[Begin Data segment]

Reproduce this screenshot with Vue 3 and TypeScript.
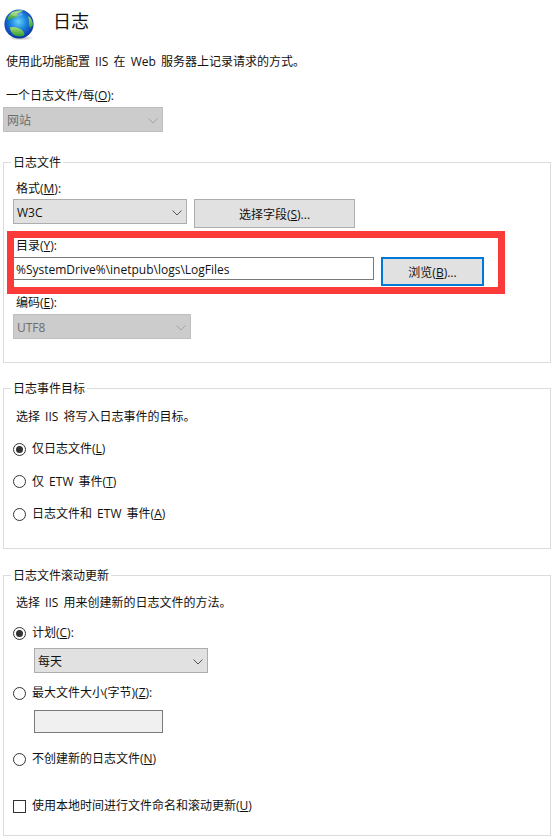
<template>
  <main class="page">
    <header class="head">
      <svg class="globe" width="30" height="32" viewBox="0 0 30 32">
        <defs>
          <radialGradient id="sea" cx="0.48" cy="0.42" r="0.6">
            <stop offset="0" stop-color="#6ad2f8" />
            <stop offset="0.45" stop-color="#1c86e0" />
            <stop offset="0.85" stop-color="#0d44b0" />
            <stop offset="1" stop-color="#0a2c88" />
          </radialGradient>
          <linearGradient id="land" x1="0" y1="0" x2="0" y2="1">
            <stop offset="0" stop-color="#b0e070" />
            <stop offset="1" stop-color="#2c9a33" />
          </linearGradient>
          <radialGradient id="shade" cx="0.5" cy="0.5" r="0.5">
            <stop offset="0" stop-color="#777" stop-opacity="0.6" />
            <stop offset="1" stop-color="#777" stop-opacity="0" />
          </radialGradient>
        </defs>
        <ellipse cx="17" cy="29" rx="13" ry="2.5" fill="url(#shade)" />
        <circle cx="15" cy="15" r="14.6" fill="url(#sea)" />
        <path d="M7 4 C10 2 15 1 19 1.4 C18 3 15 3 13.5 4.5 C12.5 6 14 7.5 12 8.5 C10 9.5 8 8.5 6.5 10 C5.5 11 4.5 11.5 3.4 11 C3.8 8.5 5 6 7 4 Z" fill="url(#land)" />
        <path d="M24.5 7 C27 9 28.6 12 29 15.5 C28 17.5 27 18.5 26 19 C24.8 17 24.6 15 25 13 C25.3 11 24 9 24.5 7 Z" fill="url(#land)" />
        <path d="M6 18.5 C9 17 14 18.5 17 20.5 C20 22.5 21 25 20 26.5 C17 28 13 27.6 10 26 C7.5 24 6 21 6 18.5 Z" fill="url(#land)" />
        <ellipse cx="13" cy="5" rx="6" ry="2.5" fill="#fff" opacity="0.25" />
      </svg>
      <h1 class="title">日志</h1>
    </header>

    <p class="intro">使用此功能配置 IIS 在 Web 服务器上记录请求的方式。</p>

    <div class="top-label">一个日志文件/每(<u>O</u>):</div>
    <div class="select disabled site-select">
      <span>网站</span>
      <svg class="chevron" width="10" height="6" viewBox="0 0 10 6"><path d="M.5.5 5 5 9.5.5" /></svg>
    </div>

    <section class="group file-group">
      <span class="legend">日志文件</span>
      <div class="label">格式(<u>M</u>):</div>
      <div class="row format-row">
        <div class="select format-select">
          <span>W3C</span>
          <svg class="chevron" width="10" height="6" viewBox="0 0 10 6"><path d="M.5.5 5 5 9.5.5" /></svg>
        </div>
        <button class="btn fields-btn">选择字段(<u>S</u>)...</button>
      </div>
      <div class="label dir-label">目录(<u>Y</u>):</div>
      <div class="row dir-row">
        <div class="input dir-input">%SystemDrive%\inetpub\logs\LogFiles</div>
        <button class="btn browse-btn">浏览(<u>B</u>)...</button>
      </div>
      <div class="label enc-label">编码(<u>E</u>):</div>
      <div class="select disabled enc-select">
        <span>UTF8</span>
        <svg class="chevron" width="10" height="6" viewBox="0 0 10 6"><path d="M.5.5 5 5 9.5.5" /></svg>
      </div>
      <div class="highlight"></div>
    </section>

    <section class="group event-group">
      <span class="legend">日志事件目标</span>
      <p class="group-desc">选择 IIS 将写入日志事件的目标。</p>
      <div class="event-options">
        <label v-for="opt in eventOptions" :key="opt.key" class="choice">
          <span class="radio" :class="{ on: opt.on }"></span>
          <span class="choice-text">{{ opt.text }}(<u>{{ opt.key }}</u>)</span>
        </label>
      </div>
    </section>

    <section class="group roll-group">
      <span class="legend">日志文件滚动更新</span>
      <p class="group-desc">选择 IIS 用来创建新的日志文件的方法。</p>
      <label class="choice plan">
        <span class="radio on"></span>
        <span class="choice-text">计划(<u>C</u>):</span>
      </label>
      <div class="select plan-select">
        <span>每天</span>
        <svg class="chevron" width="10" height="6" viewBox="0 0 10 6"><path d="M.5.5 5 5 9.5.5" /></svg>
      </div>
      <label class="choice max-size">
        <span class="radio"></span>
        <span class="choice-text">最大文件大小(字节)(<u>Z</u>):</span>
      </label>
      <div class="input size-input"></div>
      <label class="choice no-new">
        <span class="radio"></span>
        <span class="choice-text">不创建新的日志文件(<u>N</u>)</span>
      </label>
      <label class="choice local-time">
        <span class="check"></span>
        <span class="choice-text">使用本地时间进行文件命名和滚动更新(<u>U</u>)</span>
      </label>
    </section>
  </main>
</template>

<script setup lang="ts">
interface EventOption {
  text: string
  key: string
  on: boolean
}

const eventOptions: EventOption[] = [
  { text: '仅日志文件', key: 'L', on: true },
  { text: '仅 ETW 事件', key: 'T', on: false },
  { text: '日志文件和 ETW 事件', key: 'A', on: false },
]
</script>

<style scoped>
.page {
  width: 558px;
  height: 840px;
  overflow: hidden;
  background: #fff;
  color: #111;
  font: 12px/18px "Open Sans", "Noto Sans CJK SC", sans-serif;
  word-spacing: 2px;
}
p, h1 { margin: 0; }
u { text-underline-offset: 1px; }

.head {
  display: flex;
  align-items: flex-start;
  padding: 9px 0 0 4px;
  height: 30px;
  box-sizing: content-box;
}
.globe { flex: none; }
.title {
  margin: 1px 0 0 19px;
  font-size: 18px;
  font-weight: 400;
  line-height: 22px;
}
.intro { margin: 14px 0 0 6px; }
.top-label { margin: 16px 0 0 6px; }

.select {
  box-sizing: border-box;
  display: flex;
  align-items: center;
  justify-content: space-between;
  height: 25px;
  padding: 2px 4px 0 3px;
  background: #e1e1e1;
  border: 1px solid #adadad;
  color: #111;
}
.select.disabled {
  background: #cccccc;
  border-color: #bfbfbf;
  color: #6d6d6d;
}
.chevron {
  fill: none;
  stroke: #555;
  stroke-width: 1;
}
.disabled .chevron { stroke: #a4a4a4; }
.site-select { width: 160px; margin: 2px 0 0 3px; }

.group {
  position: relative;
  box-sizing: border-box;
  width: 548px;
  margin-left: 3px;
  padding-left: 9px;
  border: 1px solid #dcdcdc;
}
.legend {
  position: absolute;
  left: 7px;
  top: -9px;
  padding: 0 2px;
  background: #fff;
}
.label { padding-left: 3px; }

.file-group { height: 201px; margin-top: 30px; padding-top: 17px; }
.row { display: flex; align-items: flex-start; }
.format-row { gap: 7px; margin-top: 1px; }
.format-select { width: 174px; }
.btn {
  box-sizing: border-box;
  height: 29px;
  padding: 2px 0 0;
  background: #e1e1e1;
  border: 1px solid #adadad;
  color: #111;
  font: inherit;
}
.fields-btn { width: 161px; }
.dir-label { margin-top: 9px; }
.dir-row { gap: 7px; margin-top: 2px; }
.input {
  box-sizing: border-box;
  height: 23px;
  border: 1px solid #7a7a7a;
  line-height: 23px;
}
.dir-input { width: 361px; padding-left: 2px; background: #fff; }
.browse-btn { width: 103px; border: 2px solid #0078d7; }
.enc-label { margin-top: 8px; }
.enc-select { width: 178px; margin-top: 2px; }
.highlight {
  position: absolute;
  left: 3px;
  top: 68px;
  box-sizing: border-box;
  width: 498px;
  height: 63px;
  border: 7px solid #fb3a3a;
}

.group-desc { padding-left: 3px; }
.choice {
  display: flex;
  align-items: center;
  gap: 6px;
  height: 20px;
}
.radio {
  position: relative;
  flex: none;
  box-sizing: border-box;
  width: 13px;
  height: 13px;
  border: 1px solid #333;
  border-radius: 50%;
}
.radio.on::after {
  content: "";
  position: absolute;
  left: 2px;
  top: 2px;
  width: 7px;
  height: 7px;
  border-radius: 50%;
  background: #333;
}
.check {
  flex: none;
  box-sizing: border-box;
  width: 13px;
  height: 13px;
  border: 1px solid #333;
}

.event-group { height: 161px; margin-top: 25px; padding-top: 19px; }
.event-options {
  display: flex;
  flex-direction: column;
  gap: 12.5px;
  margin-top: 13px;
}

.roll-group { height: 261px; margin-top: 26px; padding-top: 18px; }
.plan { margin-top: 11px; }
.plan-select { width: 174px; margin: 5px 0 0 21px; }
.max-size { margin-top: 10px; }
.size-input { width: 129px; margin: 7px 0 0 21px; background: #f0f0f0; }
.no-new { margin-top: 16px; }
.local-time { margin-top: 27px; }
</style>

[End Data segment]

* What to do *
Leave out the pictures. Transcribe only the lines above, from the first through the one that contains "在 Web 服务器上记录请求的方式。</p>".

* Exercise answer *
Reproduce this screenshot with Vue 3 and TypeScript.
<template>
  <main class="page">
    <header class="head">
      <svg class="globe" width="30" height="32" viewBox="0 0 30 32">
        <defs>
          <radialGradient id="sea" cx="0.48" cy="0.42" r="0.6">
            <stop offset="0" stop-color="#6ad2f8" />
            <stop offset="0.45" stop-color="#1c86e0" />
            <stop offset="0.85" stop-color="#0d44b0" />
            <stop offset="1" stop-color="#0a2c88" />
          </radialGradient>
          <linearGradient id="land" x1="0" y1="0" x2="0" y2="1">
            <stop offset="0" stop-color="#b0e070" />
            <stop offset="1" stop-color="#2c9a33" />
          </linearGradient>
          <radialGradient id="shade" cx="0.5" cy="0.5" r="0.5">
            <stop offset="0" stop-color="#777" stop-opacity="0.6" />
            <stop offset="1" stop-color="#777" stop-opacity="0" />
          </radialGradient>
        </defs>
        <ellipse cx="17" cy="29" rx="13" ry="2.5" fill="url(#shade)" />
        <circle cx="15" cy="15" r="14.6" fill="url(#sea)" />
        <path d="M7 4 C10 2 15 1 19 1.4 C18 3 15 3 13.5 4.5 C12.5 6 14 7.5 12 8.5 C10 9.5 8 8.5 6.5 10 C5.5 11 4.5 11.5 3.4 11 C3.8 8.5 5 6 7 4 Z" fill="url(#land)" />
        <path d="M24.5 7 C27 9 28.6 12 29 15.5 C28 17.5 27 18.5 26 19 C24.8 17 24.6 15 25 13 C25.3 11 24 9 24.5 7 Z" fill="url(#land)" />
        <path d="M6 18.5 C9 17 14 18.5 17 20.5 C20 22.5 21 25 20 26.5 C17 28 13 27.6 10 26 C7.5 24 6 21 6 18.5 Z" fill="url(#land)" />
        <ellipse cx="13" cy="5" rx="6" ry="2.5" fill="#fff" opacity="0.25" />
      </svg>
      <h1 class="title">日志</h1>
    </header>

    <p class="intro">使用此功能配置 IIS 在 Web 服务器上记录请求的方式。</p>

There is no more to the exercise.